Norm was called 'a liar', 'a rat' and 'mentally ill'. He was not allowed to confront Harris but they did write a couple books back and forth.

Eventually, and I think it was just to quiet the storm, the EFCA leadership (Meyer - Sem pres, Paul Cedar - pres of EFCA, Ken Kantzer and the entire TEDS alumni board backed Harris and get this, so did Packer and Boice. I still can't figure that out.

Norm defended his reason for leaving the EFCA with a quote that should be an inspiration to we puritans and in fact is one of the maxims of this board.

"This is precisely how denominations go liberal, namely, when their doctrinal statements are stretched beyond their original meaning to accommodate new doctrinal deviations. We cannot allow critical doctrine to be watered down by accommodating deviant views, no matter how much we personally like those who hold these positions. The simple truth is that brotherly charity should not be used as an excuse to neglect doctrinal purity."

[Edited on 19-1-2005 by maxdetail]

[Edited on 19-1-2005 by maxdetail]


----------



## RamistThomist (Jan 19, 2005)

I think I know the reason, and I will look this up when I get back to my room. It is my knowledge that Harris didn't deny the resurrection in the way they think he did. Wayne Grudem, who disagreed with Harris's conclusion, includes this story in his Systematics. I will have to go to my room and find it out.


----------



## BobVigneault (Jan 19, 2005)

Thanks Jacob, if you find the time I would look forward to getting that information.


----------



## RamistThomist (Jan 20, 2005)

Concernign Murray Harris on The Resurrection Wayne Grudem writes:
Murray Harris has recently propoosed an alternative interpretation to the verses quoted above (Acts 12:10)...he says that these verses show that while Jesus could sometimes materilaize into a physical body, his customary existence was in a nonphysical or nonfleshly form of his "spiritual body." Murray Harris elsewhere statesthat he affirms teh physical, bodily resurrection of the dead (_From Grave to Glory: Resurrection in the New Testament_, pp.142-143).

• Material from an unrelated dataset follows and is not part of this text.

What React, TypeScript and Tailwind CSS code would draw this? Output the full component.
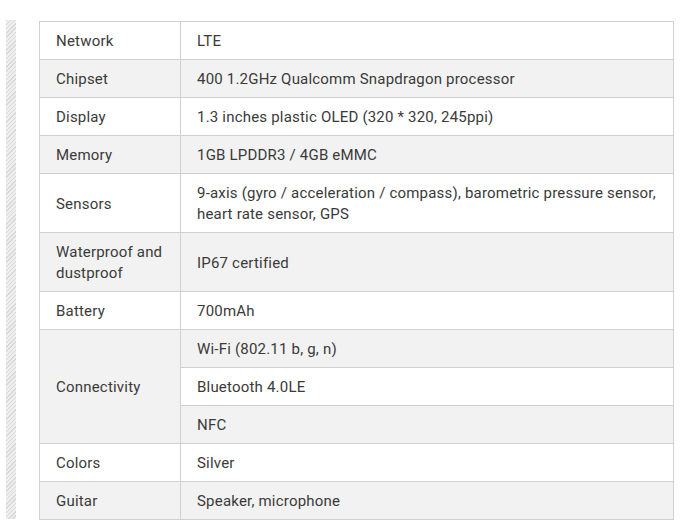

> See the lengthy report about Harris's view and those who have criticized it...in _CT_, April 5, 1993, pp.62-66. Norman Geisler and some others have accused Harris of teaching serious heresy, but in this article, JI Packer says "that both Harris and Geiser appear to be orthodox, and both of them equally so" (pp.64-65). A report from three other evangelical theologians, Millard Erickson, Bruce Demarest, and Roger Nicole, says that Harris;s views are "somewhat novel" but "are compatible with the doctrinal position [of Trinity Evangelical Divinity School] and...of the wider evangelical movement" (p.63).



For the record I do not hold to Harris's view, but isn't it more likely that Geisler misrepresented him? Geisler is on the record for misrepresenting Van Til and Calvinism for that matter.


----------



## RamistThomist (Jan 20, 2005)

THat was on pp.610-612 of Grudem.


----------



## BobVigneault (Jan 20, 2005)

It's a good point Jacob. At the time it was all going on my allegiance was to Geisler simply because of our acquaintance and my friendship with his son-in-law. 

Since my mind has been transformed I've never taken the time or even wanted to go back and weigh all the writings regarding that controversy. Hence, I hesitate to pass any judgment one way or another. I will stand by my conclusion that Norm is a good and loving servant who loves the Word but I believe that he, like the rest of us, let's his theological bias steer his biblical exogesis. We are all this side of heaven.

Thanks again for finding that quote Jacob. God bless you today!


----------